** start Stored data **
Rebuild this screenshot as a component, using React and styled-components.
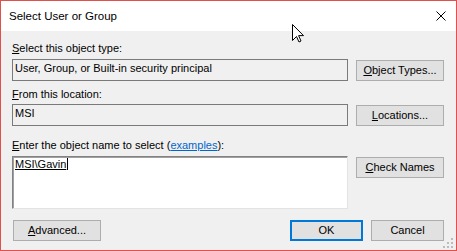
import React from "react";
import styled, { createGlobalStyle } from "styled-components";

const GlobalStyle = createGlobalStyle`
  body {
    margin: 0;
    background: #ffffff;
  }
`;

const Window = styled.div`
  position: relative;
  width: 457px;
  height: 251px;
  box-sizing: border-box;
  border: 1px solid #e2504d;
  background: #f0f0f0;
  display: flex;
  flex-direction: column;
  font-family: "Liberation Sans", Arial, sans-serif;
  font-size: 11px;
  color: #000;
`;

const TitleBar = styled.div`
  height: 30px;
  flex-shrink: 0;
  background: #ffffff;
  display: flex;
  align-items: center;
  justify-content: space-between;
  padding: 0 10px 0 8px;
  font-size: 11.5px;
`;

const CloseIcon = styled.svg`
  display: block;
  width: 10px;
  height: 10px;
`;

const Body = styled.div`
  flex: 1;
  display: flex;
  flex-direction: column;
  padding: 11px 12px 9px 11px;
`;

const Label = styled.div`
  line-height: 13px;
  height: 13px;
  margin-top: ${props => props.top || 0}px;
  margin-bottom: ${props => props.bottom || 4}px;
  white-space: nowrap;
`;

const Row = styled.div`
  display: flex;
  gap: 8px;
  align-items: ${props => props.align || "flex-end"};
`;

const TextBox = styled.div`
  width: 336px;
  height: 22px;
  box-sizing: border-box;
  border: 1px solid #7a7a7a;
  background: #f0f0f0;
  padding: 2px 2px 0;
  line-height: 13px;
  white-space: nowrap;
`;

const TextArea = styled.div`
  width: 336px;
  height: 53px;
  box-sizing: border-box;
  background: #ffffff;
  border-top: 1px solid #828282;
  border-left: 1px solid #828282;
  border-right: 1px solid #e3e3e3;
  border-bottom: 1px solid #e3e3e3;
  box-shadow: inset 1px 1px 0 #a0a0a0;
  padding: 1px 1px 0 2px;
  line-height: 13px;
`;

const Resolved = styled.span`
  text-decoration: underline;
  text-underline-offset: 1px;
`;

const Caret = styled.span`
  display: inline-block;
  width: 1px;
  height: 12px;
  margin-left: 1px;
  background: #000;
  vertical-align: -2px;
`;

const Button = styled.button`
  width: ${props => props.w || 88}px;
  height: 21px;
  box-sizing: border-box;
  margin: 0;
  margin-top: ${props => props.top || 0}px;
  padding: 0;
  border: ${props => (props.primary ? "2px solid #0078d7" : "1px solid #adadad")};
  background: #e1e1e1;
  font-family: inherit;
  font-size: 11px;
  color: #000;
  line-height: ${props => (props.primary ? 17 : 19)}px;
  text-align: center;
  white-space: nowrap;
  cursor: default;
`;

const Link = styled.span`
  color: #0066cc;
  text-decoration: underline;
`;

const Footer = styled.div`
  display: flex;
  align-items: center;
  margin-top: 11px;
  gap: 8px;
  padding-left: 1px;
`;

const Spacer = styled.div`
  flex: 1;
`;

const Pointer = styled.svg`
  position: absolute;
  left: 291px;
  top: 23px;
  width: 12px;
  height: 19px;
  pointer-events: none;
`;

const Grip = styled.svg`
  position: absolute;
  right: 3px;
  bottom: 2px;
  width: 10px;
  height: 10px;
`;

const gripDots = [
  [8, 0],
  [4, 4],
  [8, 4],
  [0, 8],
  [4, 8],
  [8, 8],
];

export default function App() {
  return (
    <>
      <GlobalStyle />
      <Window>
        <TitleBar>
          <span>Select User or Group</span>
          <CloseIcon viewBox="0 0 10 10">
            <path d="M0.5 0.5 L9.5 9.5 M9.5 0.5 L0.5 9.5" stroke="#000" strokeWidth="1" />
          </CloseIcon>
        </TitleBar>
        <Body>
          <Label>
            <u>S</u>elect this object type:
          </Label>
          <Row>
            <TextBox>User, Group, or Built-in security principal</TextBox>
            <Button>
              <u>O</u>bject Types...
            </Button>
          </Row>

          <Label top={7} bottom={3}>
            <u>F</u>rom this location:
          </Label>
          <Row>
            <TextBox>MSI</TextBox>
            <Button>
              <u>L</u>ocations...
            </Button>
          </Row>

          <Label top={13}>
            <u>E</u>nter the object name to select (<Link>examples</Link>):
          </Label>
          <Row align="flex-start">
            <TextArea>
              <Resolved>MSI\Gavin</Resolved>
              <Caret />
            </TextArea>
            <Button top={1}>
              <u>C</u>heck Names
            </Button>
          </Row>

          <Footer>
            <Button>
              <u>A</u>dvanced...
            </Button>
            <Spacer />
            <Button w={73} primary>
              OK
            </Button>
            <Button w={73}>Cancel</Button>
          </Footer>
        </Body>

        <Pointer viewBox="0 0 12 19">
          <path
            d="M0.5 0.5 L0.5 16.5 L4.5 12.5 L7 18 L9 17 L6.6 11.6 L11.5 11.6 Z"
            fill="#fff"
            stroke="#000"
            strokeWidth="1"
            strokeLinejoin="miter"
          />
        </Pointer>

        <Grip viewBox="0 0 10 10">
          {gripDots.map(([x, y]) => (
            <rect key={`${x}-${y}`} x={x} y={y} width="2" height="2" fill="#bcbcbc" />
          ))}
        </Grip>
      </Window>
    </>
  );
}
** end Stored data **
Identify every line holding the word "this" and copy it out.

Rebuild this screenshot as a component, using React and styled-components.
            <u>S</u>elect this object type:
            <u>F</u>rom this location:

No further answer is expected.